Manual Statistics Updates
While SQL Server automatically maintains statistics, these automatic updates use sampling rather than analyzing all data. For critical queries on large tables, occasionally updating statistics with a full scan can improve plan quality:
UPDATE STATISTICS Orders WITH FULLSCAN;
This ensures the query optimizer has accurate information about data distribution, leading to better execution plans. Consider scheduling full statistics updates during maintenance windows, especially after large data loads or changes.
Automatic Tuning
Azure SQL Database offers automatic tuning capabilities that can automatically identify and fix performance issues:
- Automatic plan correction identifies queries with regressed performance and reverts to better-performing plans
- Index management can suggest, create, and verify the impact of new indexes
- Automated statistics maintenance ensures optimal query performance
To enable automatic tuning through the Azure portal:
- Navigate to your database
- Select "Automatic tuning" under Performance
- Enable the desired options
This feature leverages machine learning and continuous monitoring to optimize your database with minimal human intervention—essentially applying the techniques we've discussed automatically.
Final Thoughts
Optimizing Azure SQL Database performance isn't about applying every possible technique—it's about understanding your workload and applying the right optimizations strategically.
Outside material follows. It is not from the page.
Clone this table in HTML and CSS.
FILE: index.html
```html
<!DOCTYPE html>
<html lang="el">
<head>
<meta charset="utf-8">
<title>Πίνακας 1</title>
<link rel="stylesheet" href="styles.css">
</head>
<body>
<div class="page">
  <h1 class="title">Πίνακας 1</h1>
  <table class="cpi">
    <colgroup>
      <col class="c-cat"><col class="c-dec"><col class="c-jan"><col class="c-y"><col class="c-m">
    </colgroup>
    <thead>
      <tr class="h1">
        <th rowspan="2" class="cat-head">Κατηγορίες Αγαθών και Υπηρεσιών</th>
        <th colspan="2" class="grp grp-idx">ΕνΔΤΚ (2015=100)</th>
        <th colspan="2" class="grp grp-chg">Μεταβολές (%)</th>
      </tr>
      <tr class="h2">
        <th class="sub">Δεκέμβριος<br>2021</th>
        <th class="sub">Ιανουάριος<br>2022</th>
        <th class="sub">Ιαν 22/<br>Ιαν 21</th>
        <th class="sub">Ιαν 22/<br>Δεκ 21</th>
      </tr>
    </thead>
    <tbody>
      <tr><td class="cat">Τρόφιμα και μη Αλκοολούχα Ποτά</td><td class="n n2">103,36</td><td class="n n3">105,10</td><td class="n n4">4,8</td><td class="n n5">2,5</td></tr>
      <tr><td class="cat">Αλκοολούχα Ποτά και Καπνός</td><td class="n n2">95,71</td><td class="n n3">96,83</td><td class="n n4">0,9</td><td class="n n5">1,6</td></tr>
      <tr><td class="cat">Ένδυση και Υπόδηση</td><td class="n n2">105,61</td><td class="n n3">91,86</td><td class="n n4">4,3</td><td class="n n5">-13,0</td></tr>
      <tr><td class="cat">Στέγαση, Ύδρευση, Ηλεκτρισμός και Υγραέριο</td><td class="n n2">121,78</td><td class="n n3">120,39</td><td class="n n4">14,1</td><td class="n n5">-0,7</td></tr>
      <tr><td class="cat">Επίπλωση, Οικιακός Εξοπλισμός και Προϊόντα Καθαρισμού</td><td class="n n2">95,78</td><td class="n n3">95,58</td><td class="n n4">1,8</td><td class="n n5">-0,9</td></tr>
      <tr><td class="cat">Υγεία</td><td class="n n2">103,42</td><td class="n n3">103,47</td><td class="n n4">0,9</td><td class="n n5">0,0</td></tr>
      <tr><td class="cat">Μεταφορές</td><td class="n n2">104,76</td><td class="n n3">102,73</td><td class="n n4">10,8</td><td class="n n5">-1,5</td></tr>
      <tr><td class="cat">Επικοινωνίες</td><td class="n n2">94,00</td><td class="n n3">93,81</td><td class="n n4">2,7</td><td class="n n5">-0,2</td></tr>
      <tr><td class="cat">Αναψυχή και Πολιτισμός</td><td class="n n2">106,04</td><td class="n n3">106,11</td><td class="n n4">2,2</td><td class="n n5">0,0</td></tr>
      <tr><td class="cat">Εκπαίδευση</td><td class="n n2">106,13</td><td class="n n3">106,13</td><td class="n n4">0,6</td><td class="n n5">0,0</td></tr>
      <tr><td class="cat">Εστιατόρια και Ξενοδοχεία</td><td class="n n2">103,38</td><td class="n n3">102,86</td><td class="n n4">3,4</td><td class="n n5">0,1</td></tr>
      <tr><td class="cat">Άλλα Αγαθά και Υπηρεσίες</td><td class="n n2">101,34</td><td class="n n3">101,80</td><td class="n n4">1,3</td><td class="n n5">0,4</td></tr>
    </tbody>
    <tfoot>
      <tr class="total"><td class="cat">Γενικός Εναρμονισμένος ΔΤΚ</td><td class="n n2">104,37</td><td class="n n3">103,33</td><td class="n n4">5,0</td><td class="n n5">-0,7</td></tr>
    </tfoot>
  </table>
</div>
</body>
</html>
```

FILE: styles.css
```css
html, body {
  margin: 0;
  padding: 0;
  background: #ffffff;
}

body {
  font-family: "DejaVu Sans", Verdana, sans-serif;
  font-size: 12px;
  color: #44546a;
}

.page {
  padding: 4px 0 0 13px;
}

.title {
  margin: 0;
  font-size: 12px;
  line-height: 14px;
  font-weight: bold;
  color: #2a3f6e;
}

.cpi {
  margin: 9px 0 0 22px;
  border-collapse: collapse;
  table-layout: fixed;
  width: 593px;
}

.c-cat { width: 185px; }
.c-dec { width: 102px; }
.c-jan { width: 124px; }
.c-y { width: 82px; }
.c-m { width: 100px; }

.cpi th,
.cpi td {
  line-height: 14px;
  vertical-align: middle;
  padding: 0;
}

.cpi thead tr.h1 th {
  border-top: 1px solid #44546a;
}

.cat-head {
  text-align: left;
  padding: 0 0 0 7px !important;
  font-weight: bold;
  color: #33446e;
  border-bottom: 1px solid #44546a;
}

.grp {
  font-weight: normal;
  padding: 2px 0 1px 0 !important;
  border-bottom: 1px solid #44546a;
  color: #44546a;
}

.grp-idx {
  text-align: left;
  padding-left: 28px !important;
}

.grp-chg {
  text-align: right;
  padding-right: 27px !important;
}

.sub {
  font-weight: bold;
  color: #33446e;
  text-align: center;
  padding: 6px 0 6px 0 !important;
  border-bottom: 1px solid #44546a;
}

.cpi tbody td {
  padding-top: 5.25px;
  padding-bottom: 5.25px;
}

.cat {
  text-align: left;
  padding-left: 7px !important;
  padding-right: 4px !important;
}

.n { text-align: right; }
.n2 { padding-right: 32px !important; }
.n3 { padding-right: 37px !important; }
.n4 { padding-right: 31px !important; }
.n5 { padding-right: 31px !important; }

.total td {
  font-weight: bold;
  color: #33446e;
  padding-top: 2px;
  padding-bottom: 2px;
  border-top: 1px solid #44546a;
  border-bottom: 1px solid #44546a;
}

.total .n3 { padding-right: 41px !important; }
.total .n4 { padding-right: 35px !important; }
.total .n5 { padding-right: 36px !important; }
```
The most effective approach combines:
- Smart indexing tailored to your specific query patterns
- Partitioning only when table size and access patterns justify the complexity
- Columnstore indexes for analytical workloads with large data volumes
- Azure-specific features like Query Store and Automatic Tuning
Always remember to test performance optimizations in a non-production environment first, as techniques that benefit one workload might degrade another. Performance tuning is iterative—measure, optimize, and measure again to ensure your changes have the desired effect.
What performance challenges are you facing with your Azure SQL databases? Each database workload has unique characteristics, and sometimes the most effective solutions come from combining these techniques in creative ways.